Make sure you don't allow anyone to break in to any private data just by knowing user IDs. Facebook has had problems like that. Here's just one example. While revealing user IDs wasn't the whole story, it was part of the equation.
Will it hurt anything? Only you can decide that, and you should think that through.
But in general, it is poor form to display the User ID without having a business reason to do so. (Saves you work is probably not a good business reason.)
If it is a generated database id with no other meaning, it's not dangerous. Though I don't think revealing an id is elegant either. It's a technical detail and I can't understand why you would like to show it to users.

Is using Personally Identifiable Information (PII) as foreign keys discouraged in database design?

While clensing PII from test data I have been stuck with a challenging scenario: cascading the changes through the foreign key relationships in the data. Given the focus on privacy and regulations should this practice be discouraged? If the PII itself were not used in any key fashion a neat trick would be to just shuffle the columns.
There are some commercial tools available to address this problem but none of them seem to handle a large variety of databases well.
Sounds dangerous and stupid and inefficient. Keys should be synthetic ids.
HIPAA has a concept called the "Unique Patient Identifier" which can be used as we describe to link data: http://www.ncvhs.hhs.gov/app4.htm
Unique Patient Identifier eliminates
the need for the repetitive use and
disclosure of an individual's personal
identification information (i.e. name,
age, sex, race, marital status, place
of residence, etc.) for routine
internal and external communications
(e.g. orders, results, medication,
consultation, etc.) and protects the
privacy of the individual. It helps
preserve the patient anonymity while
facilitating communication and
information sharing. Healthcare is
fundamentally a multi-disciplinary
process. A Unique Patient Identifier
enables the integration and the
availability of critically needed
information from multi-disciplinary
sources and multiple care settings.
Therefore, the integrity and security
of the patient information depend on
the use of a reliable Unique Patient
Identifier.
The privacy issue hinges not so much on the identifier itself, but on the security and privacy of the data that the identifier is used to access, and how that access is controlled. My understanding is that typically this means that a system querying for information via a patient identifier should only get back information that can not be pieced together to reveal private information.
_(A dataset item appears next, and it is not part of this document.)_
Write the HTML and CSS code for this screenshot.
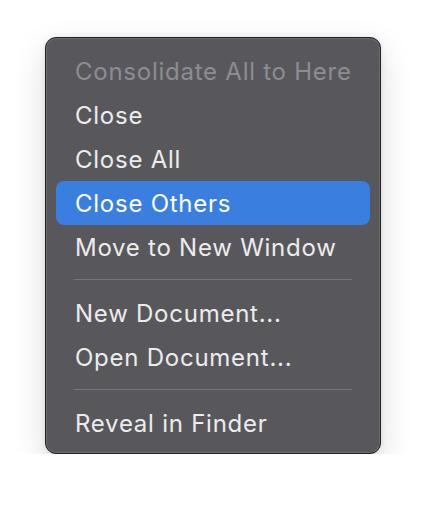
FILE: index.html
```html
<!DOCTYPE html>
<html lang="en">

<head>
    <meta charset="UTF-8">
    <meta name="viewport" content="width=device-width, initial-scale=1.0">
    <title>Tab Menu</title>
    <link rel="stylesheet" href="styles.css">
</head>

<body>

    <!-- Context menu -->
    <div class="menu">
        <div class="item disabled">Consolidate All to Here</div>
        <div class="item">Close</div>
        <div class="item">Close All</div>
        <div class="item active">Close Others</div>
        <div class="item">Move to New Window</div>

        <div class="separator"></div>

        <div class="item">New Document...</div>
        <div class="item">Open Document...</div>

        <div class="separator"></div>

        <div class="item">Reveal in Finder</div>
    </div>

</body>

</html>
```

FILE: styles.css
```css
/* Global styles */
* {
    margin: 0;
    padding: 0;
    box-sizing: border-box;
}

body {
    font-family: 'Inter', 'Noto Sans', sans-serif;
    background-color: #fff;
    padding: 37px 0 0 45px;
}

/* Menu panel */
.menu {
    width: 336px;
    height: 417px;
    background-color: #58585c;
    border: 1px solid #1f1f21;
    border-radius: 11px;
    box-shadow: inset 0 0 0 1px #6e6e72, 0 12px 32px rgba(0, 0, 0, 0.15), 0 0 6px rgba(0, 0, 0, 0.08);
    padding: 11px 10px 0;
}

/* Menu rows */
.item {
    height: 44px;
    line-height: 46px;
    padding-left: 19px;
    border-radius: 8px;
    font-size: 24px;
    letter-spacing: 0.75px;
    color: #ececec;
    white-space: nowrap;
}

.item.disabled {
    color: #8d8d91;
}

.item.active {
    background-color: #3a7fe0;
    color: #fff;
}

/* Separator */
.separator {
    height: 1px;
    margin: 10px 18px 11px;
    background-color: #77777b;
}
```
Essentially you would generate an artificial key for each person. Even though it is unique to the person, it is not personally identifying, unless you also were to release personally identifiable information along with it. For example, if you let people see only first names with a particular query, but also returned the artificial key, then they now know that artificial key 00003 is associated with first name Bob. now if you allow them to somehow go back and query with 00003 as criteria, and allow them access to the lastname, you can see how they can start to accumulate information. It is important that there be no way for an unauthorized user to get the artifical key and PII returned in the same query, since that would then make the artifical key itself PII. that's my interpretation at least.
Besides the HIPPA issues, another problem with using PII as a key is that it changes. People get new SSNs when they have their identities stolen. SSNs are also often miskeyed and thus relate the information for the wrong person (thinking more of data imports from other systems here). People (especially female people) often change their names. Differnt people also have the same name (and often, for this reason, databases hold incorrect SSN infomation for them as well becasue they match to the wrong SSN for that name) and thus very little PPI is in fact unique enough to be a key field. Further, PII should be stored in an encrypted field making it an even worse choice for a key field.